What is tricky is how to estimate these various risks, hence how to determine the returns they should carry. In turn, how risky a given mortgage is, and therefore how risky a given tranche is, depends on how correlated defaults are. If either all mortgages default, or none do, then the correlation is perfect and it doesn’t matter which tranche you’re in: you’re going to get cleaned out exactly when everyone else does. If they’re uncorrelated, then you can treat default risk like any other insurable risk. Finance has constructed some reasonable models over the last 40 years of what to do with correlations less than 1.
The trick is that you need data to estimate correlations. Since mortgage default was rare before this recent debacle, data for correlations was hard to come by. This is where we get the now-infamous Gaussian copula, which estimated correlations seemingly out of thin air. And as the “Structured Finance” paper explains, the risk that you’ll be cleaned out in a certain instrument (CDO-Squared) is highly sensitive to the correlation between mortgages.
The term “derivative” generally means “a security whose value changes when the value of an underlying asset changes”; the derivative derives its value from the other asset. A mortgage-backed security derives its value from an underlying mortgage. A security which gives you the right — but not the obligation — to buy a given security at a given time, is a derivative of that security, and is called an “option.” (An option that entitles you to buy is called a “call option.” An option which entitled you to sell is called a “put option.”)
There’s a set of results, by now classical, on how much you should be willing to pay right now in order to buy that security later on. How much, for instance, should you be willing to pay to buy a share of General Motors stock one hour from now at $100? Given that GM is, at this moment, trading for $1.59, your answer should be “not very much at all.” The reason is clear: GM stock is extraordinarily unlikely to reach $100 within an hour. Suppose you paid $1 for the right — but, crucially, not the obligation — to buy GM at $100 in an hour. You would not exercise that right, of course, because you’d be drastically overpaying. You are nearly certain to lose $1.

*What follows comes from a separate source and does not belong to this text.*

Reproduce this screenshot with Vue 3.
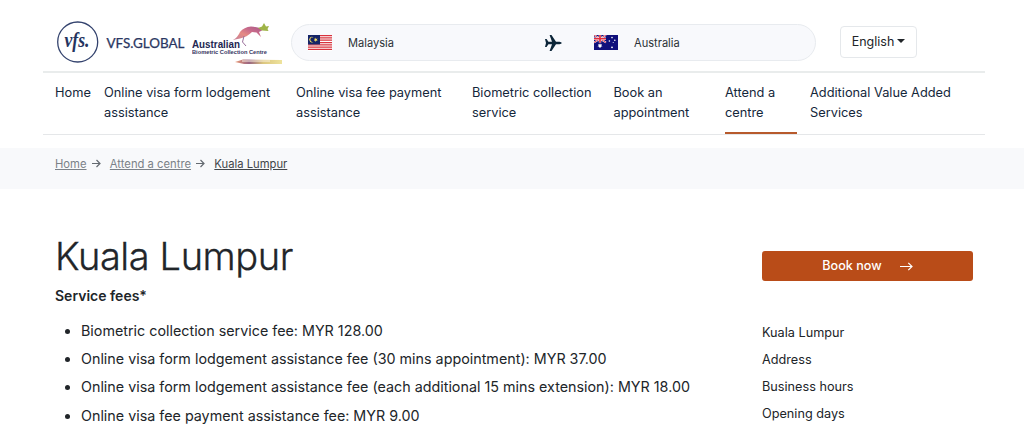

The lesson here is that the price you should pay for an option depends on how rapidly the stock price moves. If GM routinely swung between $150 and $1.50 in the course of a day, you might be more willing to pay for the right to buy at $100. So a lot depends, then, on knowing how much GM stock moves. What you want is the probability distribution of GM’s stock-price movements. A lot of the theory makes assumptions about the general shape of this probability distribution. It typically assumes that stock-price movements look like a bell curve, or “Gaussian distribution.” You can weaken this assumption in various ways. When all is said and done, though, you need to take some sort of guess about how rapidly the stock price will change between now and when the option is exercised.
But note in all of this that there’s nothing really complex happening. The pricing of options depends on various assumptions about stock-price movements which may or may not be true. The construction of a mortgage-backed security is not difficult, at least in outline: pool mortgage payments, then divide them into tranches that have lower or higher exposure to default risk. At least in hindsight, it turns out that assets were more correlated than people expected. That doesn’t make the securities “mysterious” or “complex”; it means people made mistakes. The worst that can be said is that they used the wrong models, which in turn means they made the wrong assumptions. Underlying all of this might be the assumption that home prices would rise forever. That’s it, so far as I can tell. A bad assumption leads to a bad model, which fails catastrophically in the real world. Therein lies your “complexity.”
I blame the use of this term on people who don’t understand a little bit of statistics. “Complex” is also one of those terms that allows people to avoid clarifying their thoughts. Ze Frank talked about this:
The cool thing is, anyone can do that. Just say, “Well, it’s a little more complicated than that,” and the amazing thing is, no matter what you’re talking about, you’re probably right!
You see it everywhere. Describing a food’s taste as “complex” gives you the appearance of erudition without your needing to actually say anything; most any food, except maybe pure sugar and pure vinegar, is complex, inasmuch as it’s not reducible to a single note. Describing your emotions in a particular situation as “complex” makes you sound like a deep person. (Stephen King somewhere describes an interaction with an undergraduate English major: she tells him that something “is, like, hard to put into words,” to which he replies that she “ought to, like, pick a different fucking major.”)
The point of any interesting discipline is to actually solve problems, not to stand in awe of their staggering complexity. That goes double when it’s something like the economy, whose functioning it is everyone’s job to understand, at least at some level. Treating economics and statistics as strange incantations from a rarefied priesthood is, we now know, a recipe for suicide.